→ TASK DETAILS
Beneath this task is a listing. State how many of its lines include the string "components", giving nothing but the number.

→ GIVEN ENTRIES
········

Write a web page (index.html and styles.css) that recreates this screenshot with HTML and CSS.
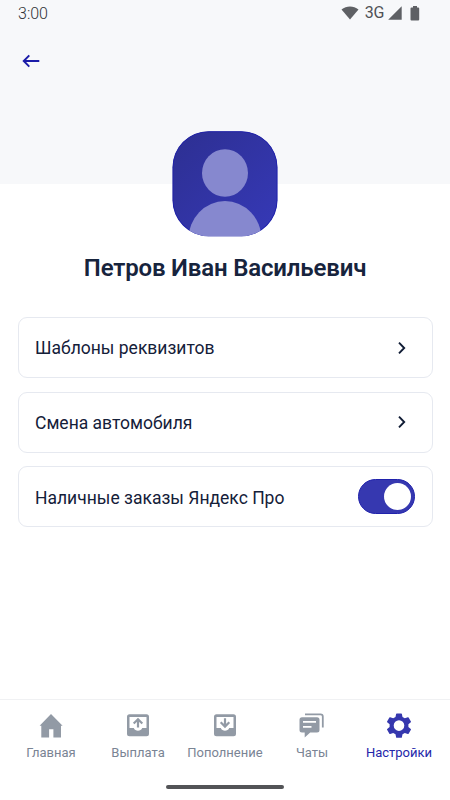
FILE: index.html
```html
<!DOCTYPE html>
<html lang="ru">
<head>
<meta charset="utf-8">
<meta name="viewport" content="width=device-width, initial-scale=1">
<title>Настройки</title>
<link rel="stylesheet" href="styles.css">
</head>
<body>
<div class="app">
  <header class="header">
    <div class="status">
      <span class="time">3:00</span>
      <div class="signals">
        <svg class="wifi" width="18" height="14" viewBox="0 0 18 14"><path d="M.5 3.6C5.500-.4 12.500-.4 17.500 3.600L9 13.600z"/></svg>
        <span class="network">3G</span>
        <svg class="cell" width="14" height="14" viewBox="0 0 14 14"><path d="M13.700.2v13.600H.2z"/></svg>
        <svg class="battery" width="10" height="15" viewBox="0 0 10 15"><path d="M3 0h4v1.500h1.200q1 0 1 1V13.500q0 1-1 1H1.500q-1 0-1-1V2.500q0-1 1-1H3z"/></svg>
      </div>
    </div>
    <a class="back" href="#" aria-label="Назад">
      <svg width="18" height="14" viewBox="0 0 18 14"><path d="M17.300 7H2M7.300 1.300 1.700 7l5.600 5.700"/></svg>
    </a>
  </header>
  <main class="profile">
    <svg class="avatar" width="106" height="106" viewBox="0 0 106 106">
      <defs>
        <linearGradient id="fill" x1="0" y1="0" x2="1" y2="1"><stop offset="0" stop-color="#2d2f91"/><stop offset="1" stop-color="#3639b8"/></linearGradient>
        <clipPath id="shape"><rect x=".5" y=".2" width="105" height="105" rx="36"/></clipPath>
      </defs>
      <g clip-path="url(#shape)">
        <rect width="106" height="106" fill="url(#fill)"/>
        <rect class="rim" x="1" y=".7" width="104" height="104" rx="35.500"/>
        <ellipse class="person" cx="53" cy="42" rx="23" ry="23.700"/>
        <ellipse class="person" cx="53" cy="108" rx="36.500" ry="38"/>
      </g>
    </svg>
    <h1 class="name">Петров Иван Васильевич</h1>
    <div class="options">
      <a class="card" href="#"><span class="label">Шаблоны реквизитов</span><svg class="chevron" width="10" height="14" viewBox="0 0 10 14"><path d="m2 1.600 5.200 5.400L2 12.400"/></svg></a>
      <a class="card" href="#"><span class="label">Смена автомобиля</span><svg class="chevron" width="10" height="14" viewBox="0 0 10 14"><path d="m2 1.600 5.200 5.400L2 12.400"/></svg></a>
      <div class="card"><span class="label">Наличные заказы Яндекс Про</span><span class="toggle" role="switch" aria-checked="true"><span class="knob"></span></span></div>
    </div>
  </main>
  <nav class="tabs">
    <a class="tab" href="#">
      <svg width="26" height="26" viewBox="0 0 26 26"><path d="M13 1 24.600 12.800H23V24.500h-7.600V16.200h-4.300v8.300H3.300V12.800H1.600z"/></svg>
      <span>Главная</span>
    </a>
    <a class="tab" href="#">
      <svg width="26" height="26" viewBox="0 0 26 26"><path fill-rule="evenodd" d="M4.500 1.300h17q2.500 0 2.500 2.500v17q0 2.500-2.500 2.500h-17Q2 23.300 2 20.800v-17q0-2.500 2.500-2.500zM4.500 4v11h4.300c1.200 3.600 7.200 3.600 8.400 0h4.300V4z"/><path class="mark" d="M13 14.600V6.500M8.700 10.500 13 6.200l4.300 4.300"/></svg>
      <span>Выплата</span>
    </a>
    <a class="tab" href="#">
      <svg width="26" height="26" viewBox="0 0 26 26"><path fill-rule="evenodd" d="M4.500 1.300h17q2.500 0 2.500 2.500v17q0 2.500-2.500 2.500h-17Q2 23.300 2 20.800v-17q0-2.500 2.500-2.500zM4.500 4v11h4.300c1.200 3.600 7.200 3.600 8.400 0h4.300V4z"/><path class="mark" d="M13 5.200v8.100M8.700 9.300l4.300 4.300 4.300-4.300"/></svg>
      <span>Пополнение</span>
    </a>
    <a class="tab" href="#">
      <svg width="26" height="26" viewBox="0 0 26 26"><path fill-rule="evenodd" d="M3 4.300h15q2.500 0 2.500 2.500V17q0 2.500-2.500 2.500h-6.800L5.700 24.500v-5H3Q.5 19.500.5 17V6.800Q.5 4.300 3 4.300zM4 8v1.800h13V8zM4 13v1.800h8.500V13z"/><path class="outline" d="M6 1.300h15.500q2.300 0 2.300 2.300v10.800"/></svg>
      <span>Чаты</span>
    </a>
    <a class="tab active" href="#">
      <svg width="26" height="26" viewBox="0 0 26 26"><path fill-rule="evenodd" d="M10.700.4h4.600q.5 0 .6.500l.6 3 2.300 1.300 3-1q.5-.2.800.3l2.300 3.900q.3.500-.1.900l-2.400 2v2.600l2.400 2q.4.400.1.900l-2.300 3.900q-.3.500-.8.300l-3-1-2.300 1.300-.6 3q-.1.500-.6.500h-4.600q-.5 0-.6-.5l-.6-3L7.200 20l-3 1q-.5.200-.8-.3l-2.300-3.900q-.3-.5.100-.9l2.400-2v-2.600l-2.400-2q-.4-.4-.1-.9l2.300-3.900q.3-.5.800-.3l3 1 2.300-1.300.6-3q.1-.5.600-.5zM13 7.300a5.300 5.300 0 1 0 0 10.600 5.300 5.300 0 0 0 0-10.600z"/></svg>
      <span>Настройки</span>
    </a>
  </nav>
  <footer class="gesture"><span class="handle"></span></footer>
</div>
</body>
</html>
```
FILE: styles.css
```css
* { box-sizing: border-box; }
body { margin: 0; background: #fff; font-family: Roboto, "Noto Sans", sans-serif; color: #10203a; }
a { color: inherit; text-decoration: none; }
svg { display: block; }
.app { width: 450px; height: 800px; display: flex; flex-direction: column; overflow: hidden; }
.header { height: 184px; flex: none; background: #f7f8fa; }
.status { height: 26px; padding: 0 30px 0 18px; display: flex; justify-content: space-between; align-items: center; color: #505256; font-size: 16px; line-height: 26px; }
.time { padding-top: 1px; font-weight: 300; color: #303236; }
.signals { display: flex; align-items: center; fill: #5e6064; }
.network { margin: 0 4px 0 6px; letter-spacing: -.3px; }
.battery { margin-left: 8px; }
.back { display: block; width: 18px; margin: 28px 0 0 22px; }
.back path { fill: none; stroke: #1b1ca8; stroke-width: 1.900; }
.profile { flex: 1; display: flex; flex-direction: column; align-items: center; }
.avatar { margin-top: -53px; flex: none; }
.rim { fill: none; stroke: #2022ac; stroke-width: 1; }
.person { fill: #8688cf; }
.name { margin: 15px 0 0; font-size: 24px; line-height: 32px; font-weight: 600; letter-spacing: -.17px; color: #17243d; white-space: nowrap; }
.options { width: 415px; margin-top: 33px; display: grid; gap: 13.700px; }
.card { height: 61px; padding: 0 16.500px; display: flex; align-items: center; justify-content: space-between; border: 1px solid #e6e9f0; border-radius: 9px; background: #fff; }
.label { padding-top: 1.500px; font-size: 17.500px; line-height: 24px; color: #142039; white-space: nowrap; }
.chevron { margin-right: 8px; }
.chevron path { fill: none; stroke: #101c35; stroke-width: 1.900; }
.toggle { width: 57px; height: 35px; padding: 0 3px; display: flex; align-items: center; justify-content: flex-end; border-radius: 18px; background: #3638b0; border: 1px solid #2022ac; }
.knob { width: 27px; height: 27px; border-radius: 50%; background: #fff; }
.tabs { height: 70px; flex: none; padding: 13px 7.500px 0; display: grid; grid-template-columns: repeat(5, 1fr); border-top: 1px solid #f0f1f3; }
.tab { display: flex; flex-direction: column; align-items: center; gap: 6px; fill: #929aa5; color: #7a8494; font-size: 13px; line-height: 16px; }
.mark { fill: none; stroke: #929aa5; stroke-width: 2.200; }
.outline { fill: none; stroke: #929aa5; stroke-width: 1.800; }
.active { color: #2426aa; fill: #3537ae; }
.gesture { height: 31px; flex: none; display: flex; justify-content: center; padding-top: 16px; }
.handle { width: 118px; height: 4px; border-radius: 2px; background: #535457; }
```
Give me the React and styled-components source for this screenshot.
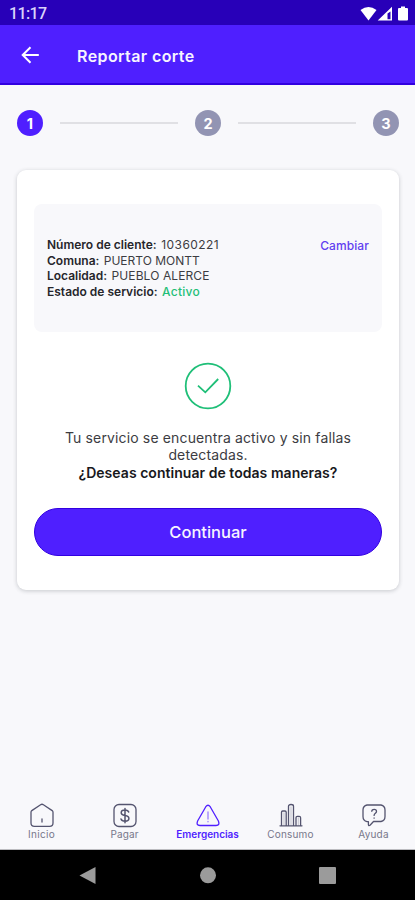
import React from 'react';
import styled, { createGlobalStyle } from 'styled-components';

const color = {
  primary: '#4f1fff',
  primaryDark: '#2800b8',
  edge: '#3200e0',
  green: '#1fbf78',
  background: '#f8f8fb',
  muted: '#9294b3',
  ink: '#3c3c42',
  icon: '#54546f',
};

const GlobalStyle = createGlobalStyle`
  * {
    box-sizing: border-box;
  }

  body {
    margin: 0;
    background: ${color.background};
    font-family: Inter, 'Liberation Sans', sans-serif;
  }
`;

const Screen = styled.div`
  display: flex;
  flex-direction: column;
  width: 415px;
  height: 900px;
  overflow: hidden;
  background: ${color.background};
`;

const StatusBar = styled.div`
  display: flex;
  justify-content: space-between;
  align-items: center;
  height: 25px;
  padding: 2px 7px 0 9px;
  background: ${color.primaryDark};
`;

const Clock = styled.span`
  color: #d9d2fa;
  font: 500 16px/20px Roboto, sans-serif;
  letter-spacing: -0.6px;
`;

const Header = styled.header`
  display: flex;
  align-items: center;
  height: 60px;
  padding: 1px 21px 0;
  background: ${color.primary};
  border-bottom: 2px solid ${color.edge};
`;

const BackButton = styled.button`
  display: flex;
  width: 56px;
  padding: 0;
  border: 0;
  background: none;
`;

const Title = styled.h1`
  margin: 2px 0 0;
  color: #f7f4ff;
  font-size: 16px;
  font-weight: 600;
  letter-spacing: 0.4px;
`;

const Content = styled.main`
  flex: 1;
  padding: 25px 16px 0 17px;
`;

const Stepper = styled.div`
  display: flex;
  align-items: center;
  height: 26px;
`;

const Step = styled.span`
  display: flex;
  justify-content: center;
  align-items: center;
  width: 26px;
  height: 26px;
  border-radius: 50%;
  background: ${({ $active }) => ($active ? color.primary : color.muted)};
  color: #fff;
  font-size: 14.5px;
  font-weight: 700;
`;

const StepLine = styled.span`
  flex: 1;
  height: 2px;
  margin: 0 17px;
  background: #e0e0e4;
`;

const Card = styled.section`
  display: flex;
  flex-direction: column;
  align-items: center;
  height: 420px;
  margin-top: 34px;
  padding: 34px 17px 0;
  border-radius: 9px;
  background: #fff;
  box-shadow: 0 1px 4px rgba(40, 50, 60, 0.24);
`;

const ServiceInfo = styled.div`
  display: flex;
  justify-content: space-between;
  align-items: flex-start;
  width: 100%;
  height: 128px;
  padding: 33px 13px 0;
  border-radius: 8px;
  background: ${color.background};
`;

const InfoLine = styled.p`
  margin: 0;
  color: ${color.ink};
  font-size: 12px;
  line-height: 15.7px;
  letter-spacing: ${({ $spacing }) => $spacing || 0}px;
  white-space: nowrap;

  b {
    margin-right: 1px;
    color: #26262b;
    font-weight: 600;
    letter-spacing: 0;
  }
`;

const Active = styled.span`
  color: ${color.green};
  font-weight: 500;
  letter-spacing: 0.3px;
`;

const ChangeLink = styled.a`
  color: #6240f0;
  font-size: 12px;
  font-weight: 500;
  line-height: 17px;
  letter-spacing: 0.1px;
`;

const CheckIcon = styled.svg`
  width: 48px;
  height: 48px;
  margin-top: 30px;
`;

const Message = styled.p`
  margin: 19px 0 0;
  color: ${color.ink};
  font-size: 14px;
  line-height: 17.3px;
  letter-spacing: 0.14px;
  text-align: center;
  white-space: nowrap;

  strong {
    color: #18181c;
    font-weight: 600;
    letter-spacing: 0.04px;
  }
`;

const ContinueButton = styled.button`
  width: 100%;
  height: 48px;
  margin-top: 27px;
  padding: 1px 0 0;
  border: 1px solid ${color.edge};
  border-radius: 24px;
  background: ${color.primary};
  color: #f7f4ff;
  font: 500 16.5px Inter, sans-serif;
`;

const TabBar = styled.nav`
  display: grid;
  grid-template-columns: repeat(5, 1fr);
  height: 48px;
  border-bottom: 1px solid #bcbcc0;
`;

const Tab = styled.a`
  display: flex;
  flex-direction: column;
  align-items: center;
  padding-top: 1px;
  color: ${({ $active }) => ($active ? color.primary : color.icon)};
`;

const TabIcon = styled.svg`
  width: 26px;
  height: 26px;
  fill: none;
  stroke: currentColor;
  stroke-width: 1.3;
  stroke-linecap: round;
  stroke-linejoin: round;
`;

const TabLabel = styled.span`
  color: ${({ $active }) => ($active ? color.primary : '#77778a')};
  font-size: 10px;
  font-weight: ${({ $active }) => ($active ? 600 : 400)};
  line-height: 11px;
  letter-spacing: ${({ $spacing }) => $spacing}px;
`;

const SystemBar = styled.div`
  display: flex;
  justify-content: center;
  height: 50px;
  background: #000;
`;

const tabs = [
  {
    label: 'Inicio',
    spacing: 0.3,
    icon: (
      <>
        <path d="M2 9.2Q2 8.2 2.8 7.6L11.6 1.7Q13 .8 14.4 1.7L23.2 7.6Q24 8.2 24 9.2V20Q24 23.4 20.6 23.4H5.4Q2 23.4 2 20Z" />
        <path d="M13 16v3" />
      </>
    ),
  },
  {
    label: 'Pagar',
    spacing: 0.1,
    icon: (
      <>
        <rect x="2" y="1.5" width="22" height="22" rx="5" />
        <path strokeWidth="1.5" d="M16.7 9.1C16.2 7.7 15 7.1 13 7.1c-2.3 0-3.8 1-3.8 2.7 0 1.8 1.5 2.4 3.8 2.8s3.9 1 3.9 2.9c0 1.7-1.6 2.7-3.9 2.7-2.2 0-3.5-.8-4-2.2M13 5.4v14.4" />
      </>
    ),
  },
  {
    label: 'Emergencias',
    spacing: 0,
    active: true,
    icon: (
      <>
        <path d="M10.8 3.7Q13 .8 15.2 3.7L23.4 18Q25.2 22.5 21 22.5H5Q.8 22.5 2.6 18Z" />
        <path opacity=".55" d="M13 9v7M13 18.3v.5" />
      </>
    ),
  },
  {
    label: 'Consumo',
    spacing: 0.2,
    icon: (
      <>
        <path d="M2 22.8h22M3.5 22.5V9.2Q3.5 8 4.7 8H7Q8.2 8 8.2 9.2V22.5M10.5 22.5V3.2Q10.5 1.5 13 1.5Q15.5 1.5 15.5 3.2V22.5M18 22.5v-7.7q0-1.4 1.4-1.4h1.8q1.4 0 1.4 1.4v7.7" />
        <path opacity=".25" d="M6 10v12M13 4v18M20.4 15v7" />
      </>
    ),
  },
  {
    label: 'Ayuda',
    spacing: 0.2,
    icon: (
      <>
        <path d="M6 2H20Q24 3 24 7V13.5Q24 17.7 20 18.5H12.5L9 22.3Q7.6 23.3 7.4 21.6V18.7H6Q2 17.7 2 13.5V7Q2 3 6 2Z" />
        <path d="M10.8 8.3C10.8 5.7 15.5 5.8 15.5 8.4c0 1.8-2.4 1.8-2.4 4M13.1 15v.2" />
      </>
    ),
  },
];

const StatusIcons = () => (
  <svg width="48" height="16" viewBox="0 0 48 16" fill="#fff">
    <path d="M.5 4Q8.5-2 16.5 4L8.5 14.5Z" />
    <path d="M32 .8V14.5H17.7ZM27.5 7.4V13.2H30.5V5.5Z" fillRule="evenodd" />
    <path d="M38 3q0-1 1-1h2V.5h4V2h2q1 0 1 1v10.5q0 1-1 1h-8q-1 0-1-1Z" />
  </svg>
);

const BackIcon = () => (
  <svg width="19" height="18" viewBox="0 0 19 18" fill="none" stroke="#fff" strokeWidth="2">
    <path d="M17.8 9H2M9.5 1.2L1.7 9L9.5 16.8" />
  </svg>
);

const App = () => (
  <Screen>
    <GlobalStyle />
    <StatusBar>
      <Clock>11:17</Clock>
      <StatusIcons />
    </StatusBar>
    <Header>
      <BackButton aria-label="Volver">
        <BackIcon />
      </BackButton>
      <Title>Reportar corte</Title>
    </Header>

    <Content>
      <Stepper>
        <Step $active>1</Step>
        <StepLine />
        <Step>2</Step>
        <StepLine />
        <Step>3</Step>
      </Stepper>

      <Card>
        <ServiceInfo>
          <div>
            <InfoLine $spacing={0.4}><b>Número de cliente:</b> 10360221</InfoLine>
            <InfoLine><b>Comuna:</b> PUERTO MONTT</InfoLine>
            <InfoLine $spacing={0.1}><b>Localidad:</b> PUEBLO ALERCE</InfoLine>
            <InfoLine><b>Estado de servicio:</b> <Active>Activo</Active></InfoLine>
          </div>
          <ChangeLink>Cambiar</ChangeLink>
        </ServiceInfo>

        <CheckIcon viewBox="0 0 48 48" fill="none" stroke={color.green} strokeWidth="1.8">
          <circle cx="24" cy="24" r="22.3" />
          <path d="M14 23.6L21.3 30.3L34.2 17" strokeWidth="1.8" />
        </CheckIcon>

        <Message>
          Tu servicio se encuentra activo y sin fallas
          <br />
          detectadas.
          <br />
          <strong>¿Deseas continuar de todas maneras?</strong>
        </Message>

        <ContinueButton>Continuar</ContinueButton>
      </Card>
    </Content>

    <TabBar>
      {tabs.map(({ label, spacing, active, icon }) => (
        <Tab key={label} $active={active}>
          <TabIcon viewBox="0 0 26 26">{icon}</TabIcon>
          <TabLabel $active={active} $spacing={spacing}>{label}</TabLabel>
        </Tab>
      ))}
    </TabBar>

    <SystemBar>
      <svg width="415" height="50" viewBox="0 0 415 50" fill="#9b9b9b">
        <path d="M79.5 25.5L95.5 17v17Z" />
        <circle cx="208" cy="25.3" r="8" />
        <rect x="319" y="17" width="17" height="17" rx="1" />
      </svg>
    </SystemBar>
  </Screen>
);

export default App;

········

→ EXERCISE SOLUTION
2